615.4
Embeddedness In Action: The Socio-Cultural Institution Of Gift Giving As a Resource In Consumer Markets

Wednesday, July 16, 2014: 6:15 PM
Room: Booth 68
Oral Presentation
Asaf DARR , University of Haifa, Haifa, Israel
Social embeddedness is often presented in the research literature as framing economic action, and socio-cultural institutions are portrayed as influencing the preference function of markets actors, rather than as a flexible resource in the actual process of economic exchange. But what happens when institutions become an interactive part of economic action?

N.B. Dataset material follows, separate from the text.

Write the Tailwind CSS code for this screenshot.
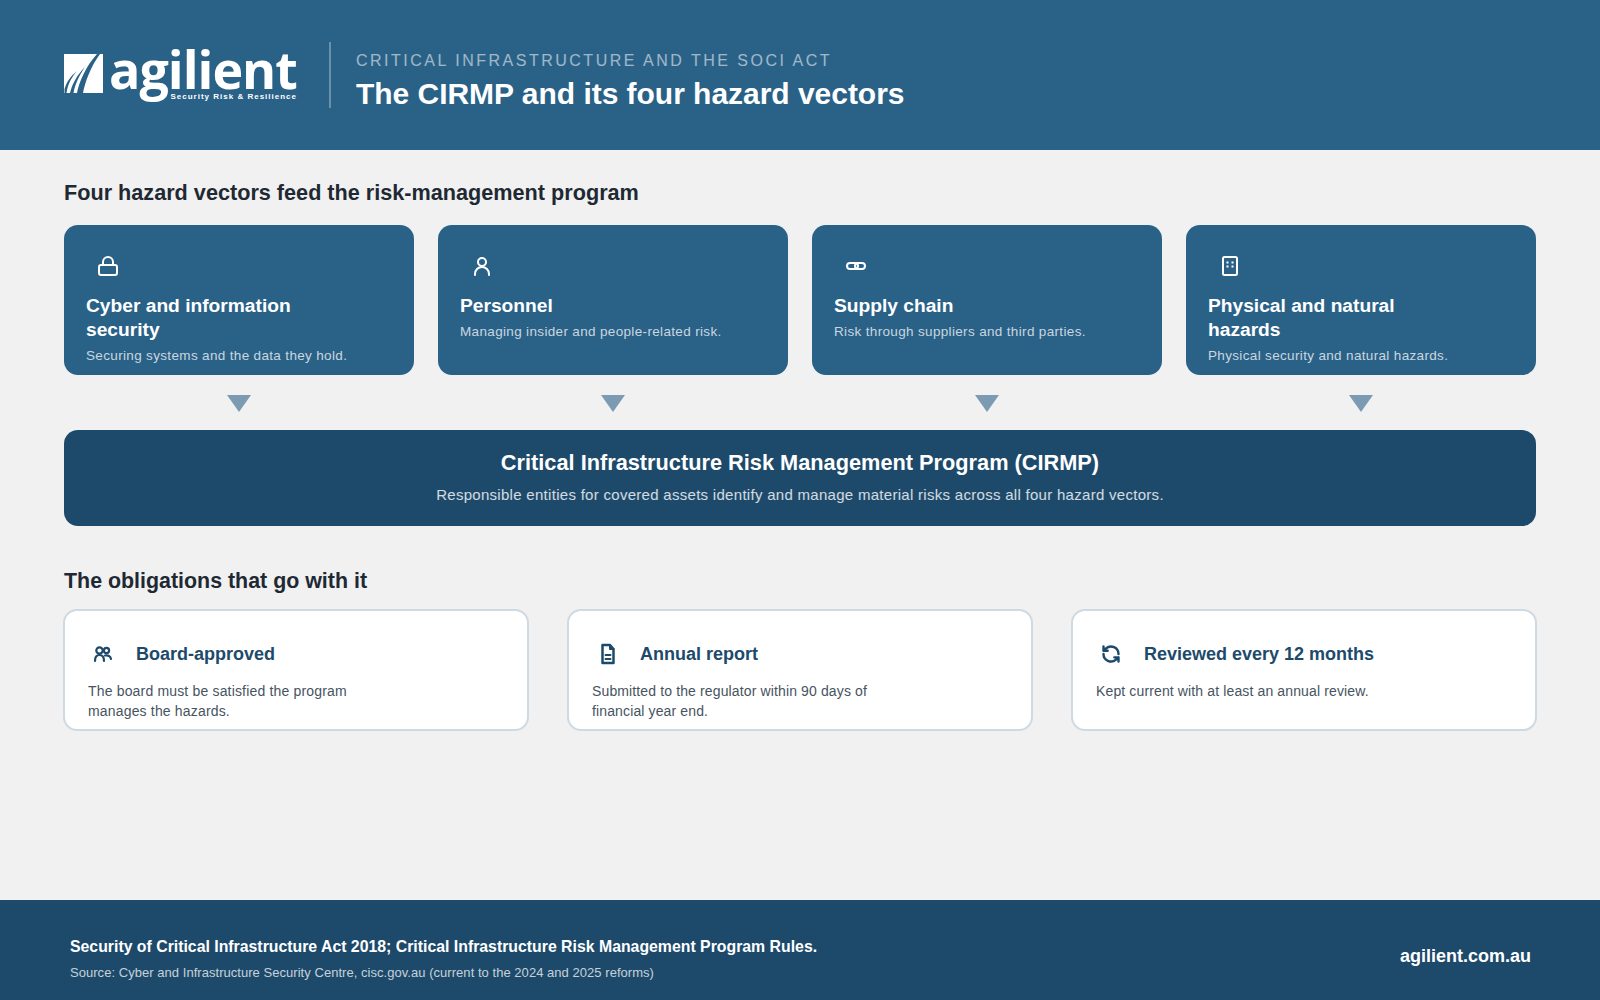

By focusing and analyzing the context and content of daily sales encounters in a computer chain store in Tel-Aviv, Israel, this study presents how and when sellers and buyers mobilize the socio-cultural institution of gifting to further their diverse socio-economic interests as they buy and sell goods. The article divides the empirical manifestations of the socio-cultural institution of gift giving into three phases of the sales process: Pre-sale gifting, closing gifts and post-sale gifting. In each case the distinct mobilization of gift giving is described and analyzed as part of the interactive sales encounter. Discussion centers on the flexibility of gift giving as it becomes a resource in economic transaction, and on the more general claim that the notion of social embeddedness of economic action can be strengthened by examining the mobilization of socio-cultural institutions in action, that is as part of interactive sales encounters.